However is this another site?
The well is although described as now surmounted with a pump within the church, this appears to have gone and now a demijohn of water is found in the Lady Chapel. Apparently the source was rediscovered in 1998 but access cannot be granted.
St Chad’s Well at Stowe on the edge of Lichfield is perhaps one of the few such named wells with a direct link to the saint. The site has a more direct link as Thomas Dugdale’s 1817 County of Warwickshire states in his translation of the death of Saints Wulfade and Rufinus based on 14th century text that Wulfade the son of the pagan king Wulfhere of the Mercians was hunting when he pursued a white hart, and the wounded stag took him to the hermitage of St Chad:
“which he had built within the thickets of the wood on the edge of a spring, so that he might throw himself into its waters to overpower the heaviness of sleep and reawaken himself with its cold”.
St Chad took advantage of the occasion to preach to the prince, telling him that:
“as the hart desireth the water brooks, so he should seek after the cool grace of baptism, and Wulfade, converted by this analogy, consented to be baptised from the well. Rufinus soon followed the same course. At first his father was angry and killed his sons, but afterwards he repented and gave nobly to the Church. “
According to Simon Gunton’s 1686 History of Peterburgh Cathedral there were windows in the cloisters of Peterborough Cathedral, accompanied by mottoes apparently of the fifteenth century which told how
‘the Hart brought Wulfade to a Well and ‘That was beside Seynt Chaddy’s Cell.”

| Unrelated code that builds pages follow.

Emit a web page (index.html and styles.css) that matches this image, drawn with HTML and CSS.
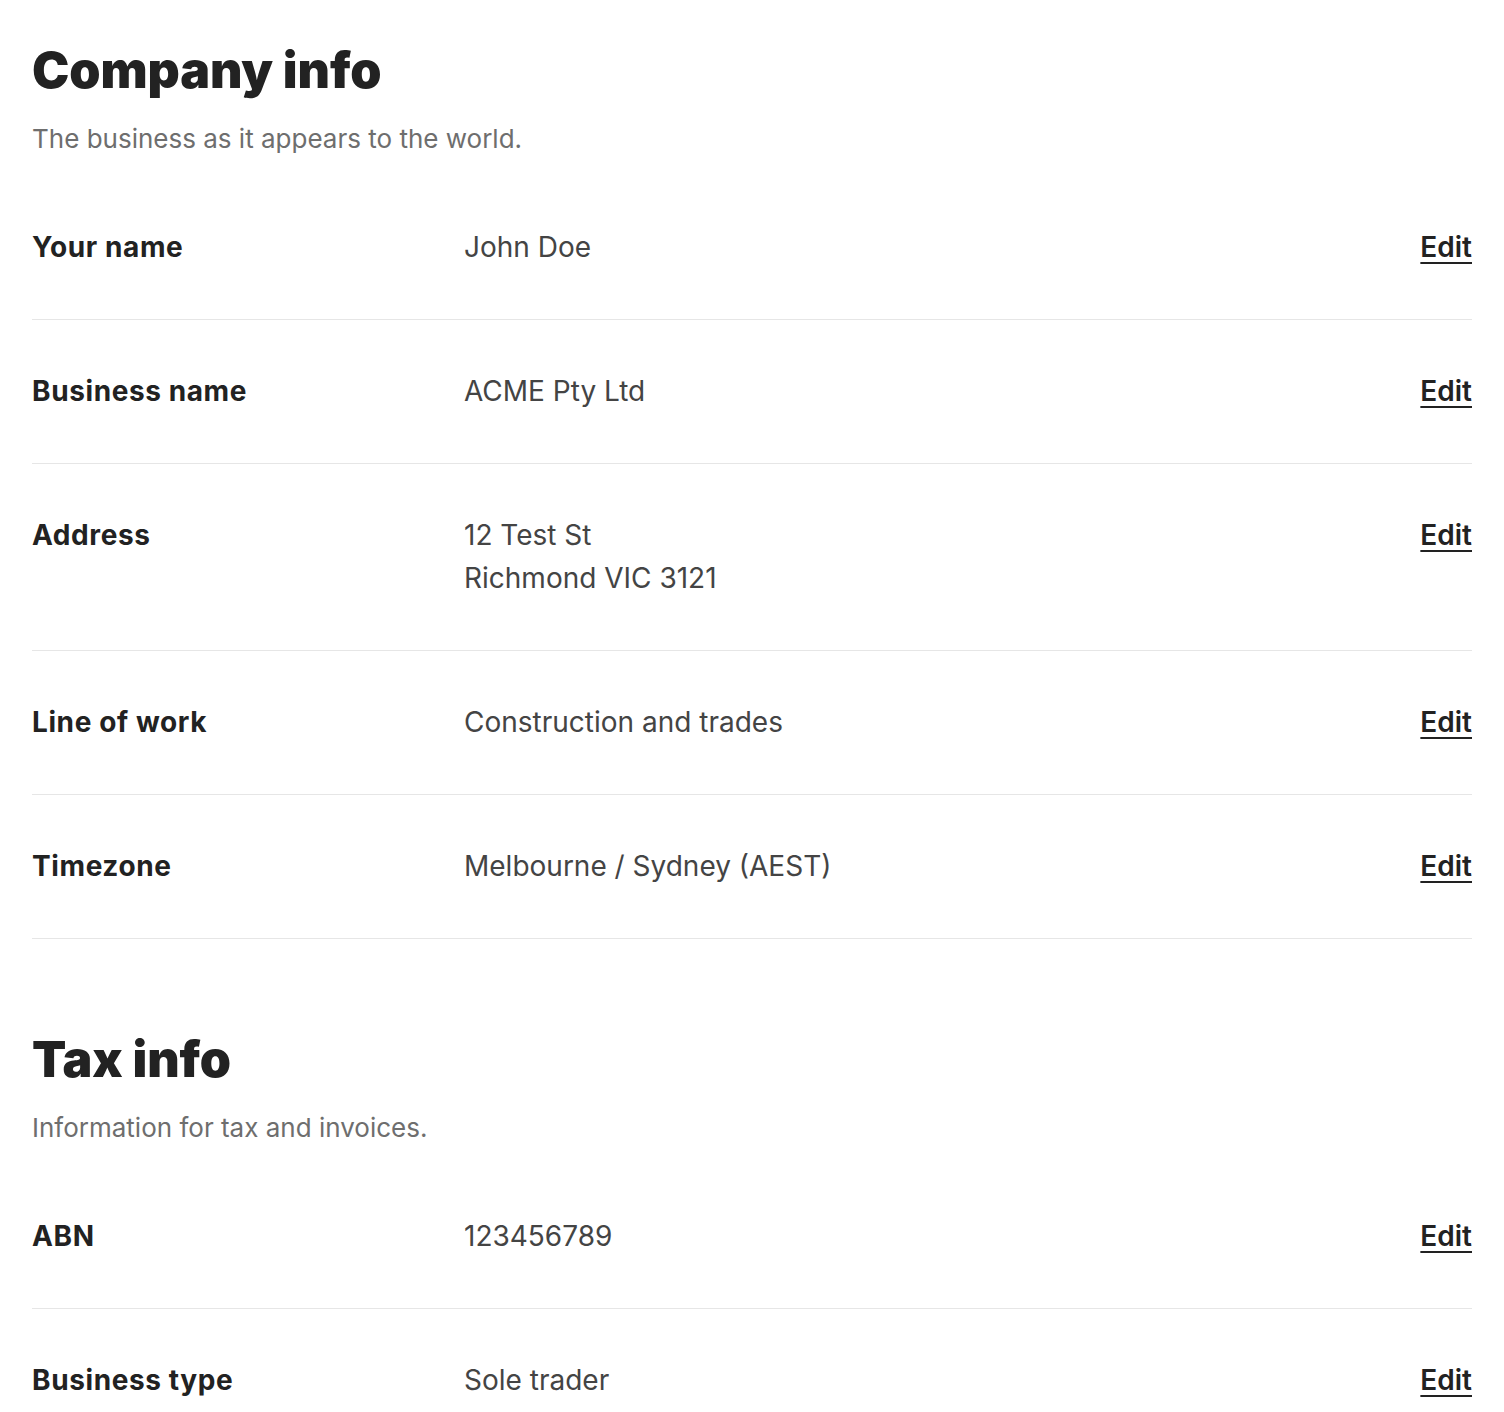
FILE: index.html
```html
<!DOCTYPE html>
<html lang="en">
<head>
    <meta charset="UTF-8">
    <title>Settings</title>
    <link rel="stylesheet" href="styles.css">
</head>
<body>
    <section class="section">
        <h1 class="section-title">Company info</h1>
        <p class="section-sub">The business as it appears to the world.</p>
        <div class="row">
            <div class="label">Your name</div>
            <div class="value">John Doe</div>
            <a class="edit" href="#">Edit</a>
        </div>
        <div class="row">
            <div class="label">Business name</div>
            <div class="value">ACME Pty Ltd</div>
            <a class="edit" href="#">Edit</a>
        </div>
        <div class="row">
            <div class="label">Address</div>
            <div class="value">12 Test St<br>Richmond VIC 3121</div>
            <a class="edit" href="#">Edit</a>
        </div>
        <div class="row">
            <div class="label">Line of work</div>
            <div class="value">Construction and trades</div>
            <a class="edit" href="#">Edit</a>
        </div>
        <div class="row">
            <div class="label">Timezone</div>
            <div class="value">Melbourne / Sydney (AEST)</div>
            <a class="edit" href="#">Edit</a>
        </div>
    </section>

    <section class="section">
        <h1 class="section-title">Tax info</h1>
        <p class="section-sub">Information for tax and invoices.</p>
        <div class="row">
            <div class="label">ABN</div>
            <div class="value">123456789</div>
            <a class="edit" href="#">Edit</a>
        </div>
        <div class="row">
            <div class="label">Business type</div>
            <div class="value">Sole trader</div>
            <a class="edit" href="#">Edit</a>
        </div>
    </section>
</body>
</html>
```

FILE: styles.css
```css
/* General styles */
body {
    font-family: Inter, "Liberation Sans", Arial, sans-serif;
    background: #fff;
    color: #222;
    margin: 0;
    padding: 40px 32px;
}

.section + .section {
    margin-top: 90px;
}

.section-title {
    font-size: 50px;
    font-weight: 900;
    line-height: 60px;
    letter-spacing: -0.1px;
    color: #222;
    margin: 0;
}

.section-sub {
    font-size: 26px;
    line-height: 36px;
    color: #6e6e6e;
    margin: 21px 0 19px;
}

/* Rows */
.row {
    display: grid;
    grid-template-columns: 432px 1fr auto;
    align-items: start;
    padding: 50px 0;
    border-bottom: 1px solid #e6e6e6;
}

.label {
    font-size: 28px;
    font-weight: 700;
    line-height: 43px;
    letter-spacing: 0.6px;
    color: #222;
}

.value {
    font-size: 28px;
    line-height: 43px;
    color: #444;
}

.edit {
    font-size: 28px;
    font-weight: 600;
    line-height: 43px;
    color: #222;
    text-decoration: underline;
    text-decoration-thickness: 2px;
    text-underline-offset: 5px;
}
```
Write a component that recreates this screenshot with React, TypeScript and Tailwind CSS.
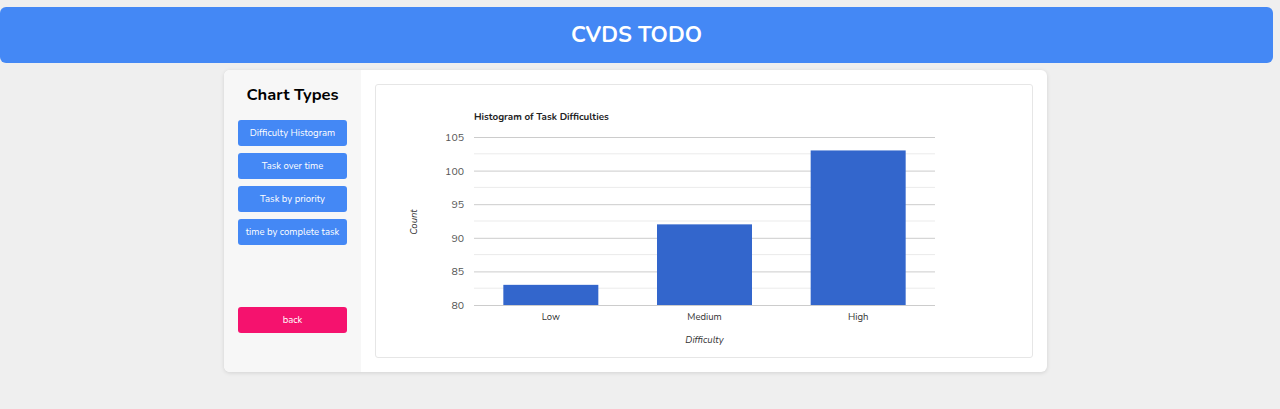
import React from "react"

const font = { fontFamily: '"Nunito", "Open Sans", "Noto Sans", sans-serif' }

const chartButtons = ["Difficulty Histogram", "Task over time", "Task by priority", "time by complete task"]

const data = [
  { label: "Low", value: 83 },
  { label: "Medium", value: 92 },
  { label: "High", value: 103 },
]

function Histogram() {
  // plot area in svg coords (svg origin = chart box top-left)
  const left = 98
  const right = 559
  const top = 52
  const bottom = 220
  const min = 80
  const max = 105
  const y = (v: number) => bottom - ((v - min) / (max - min)) * (bottom - top)
  const ticks = [80, 85, 90, 95, 100, 105]
  const minor = [82.5, 87.5, 92.5, 97.5, 102.5]
  const slot = (right - left) / data.length
  const barW = 95

  return (
    <svg width="656" height="272" className="block">
      <text x={left} y={35} fontSize="9.8" fontWeight="700" fill="#222" style={font}>
        Histogram of Task Difficulties
      </text>
      {minor.map((t) => (
        <line key={t} x1={left} x2={right} y1={y(t)} y2={y(t)} stroke="#ebebeb" strokeWidth="1" />
      ))}
      {ticks.map((t) => (
        <g key={t}>
          <line x1={left} x2={right} y1={y(t) + 0.5} y2={y(t) + 0.5} stroke="#cccccc" strokeWidth="1" />
          <text x={left - 10} y={y(t) + 4} fontSize="10.5" textAnchor="end" fill="#555" style={font}>
            {t}
          </text>
        </g>
      ))}
      {data.map((d, i) => {
        const cx = left + slot * i + slot / 2
        return (
          <g key={d.label}>
            <rect x={cx - barW / 2} y={y(d.value)} width={barW} height={bottom - y(d.value)} fill="#3366cc" />
            <text x={cx} y={bottom + 15} fontSize="9.5" textAnchor="middle" fill="#333" style={font}>
              {d.label}
            </text>
          </g>
        )
      })}
      <line x1={left} x2={right} y1={bottom + 0.5} y2={bottom + 0.5} stroke="#cccccc" strokeWidth="1" />
      <text x={(left + right) / 2} y={258} fontSize="9.5" fontStyle="italic" textAnchor="middle" fill="#333" style={font}>
        Difficulty
      </text>
      <text
        x={0}
        y={0}
        fontSize="9.5"
        fontStyle="italic"
        textAnchor="middle"
        fill="#333"
        style={font}
        transform="translate(41 137) rotate(-90)"
      >
        Count
      </text>
    </svg>
  )
}

export default function App() {
  return (
    <div className="min-h-[409px] bg-[#efefef] pt-[7px]" style={font}>
      <header className="mr-[7px] flex h-[56px] items-center justify-center rounded-[6px] bg-[#4488f5]">
        <h1 className="text-[22px] font-bold text-white">CVDS TODO</h1>
      </header>

      <div className="ml-[224px] mt-[7px] flex h-[302px] w-[823px] overflow-hidden rounded-[6px] bg-white shadow-[0_1px_4px_rgba(0,0,0,0.12)]">
        <aside className="flex w-[137px] flex-col items-center bg-[#f7f7f7] pt-[13px]">
          <h2 className="mb-[12px] text-[16.5px] font-bold text-black">Chart Types</h2>
          <div className="flex flex-col gap-[7px]">
            {chartButtons.map((b) => (
              <button
                key={b}
                className="h-[26px] w-[109px] rounded-[3px] bg-[#4488f5] text-[9.5px] text-white"
              >
                {b}
              </button>
            ))}
          </div>
          <button className="mt-[62px] h-[26px] w-[109px] rounded-[3px] bg-[#f5126e] text-[9.5px] text-white">
            back
          </button>
        </aside>

        <main className="flex-1 p-[14px]">
          <div className="h-[274px] w-[658px] rounded-[3px] border border-[#e6e6e6]">
            <Histogram />
          </div>
        </main>
      </div>
    </div>
  )
}
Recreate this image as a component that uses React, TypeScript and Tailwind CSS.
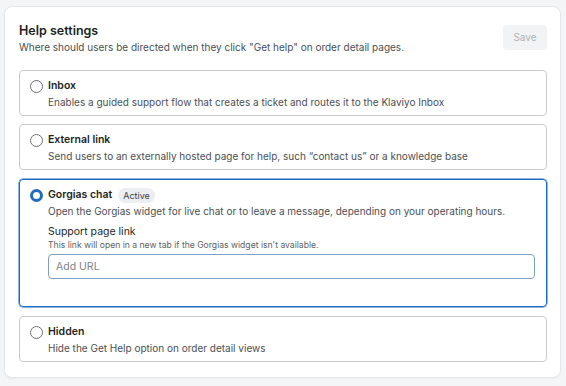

John Floyer discussing St Chad in his 1702 Essay to prove cold bathing both safe and useful proposes that:
“the Well near Stow, which may bear his Name, was probably his Baptistery, it being deep enough for Immersion, and conveniently seated near that Church; and that has the Reputation of curing Sore Eyes, Scabs, &c. as most Holy Wells in England do”.
Robert Hope in his 1893 Legendary Lore of Holy Wells states that the water was thought to be dangerous to drink because it caused fits. Septimus Sunderland’s 1915 Old London’s Baths, Spas and wells also met a woman who looked after the well who said that it still had a reputation for bad eyes and rheumatism and was known as a Wishing Well. Thomas Harwood in his 1806 The History and Antiquities of the Church and City of Lichfield states that at the well it was adorned with:
“…boughs, and of reading the gospel for the day, at this and at other wells and pumps, is yet observed in this city on Ascension Day.”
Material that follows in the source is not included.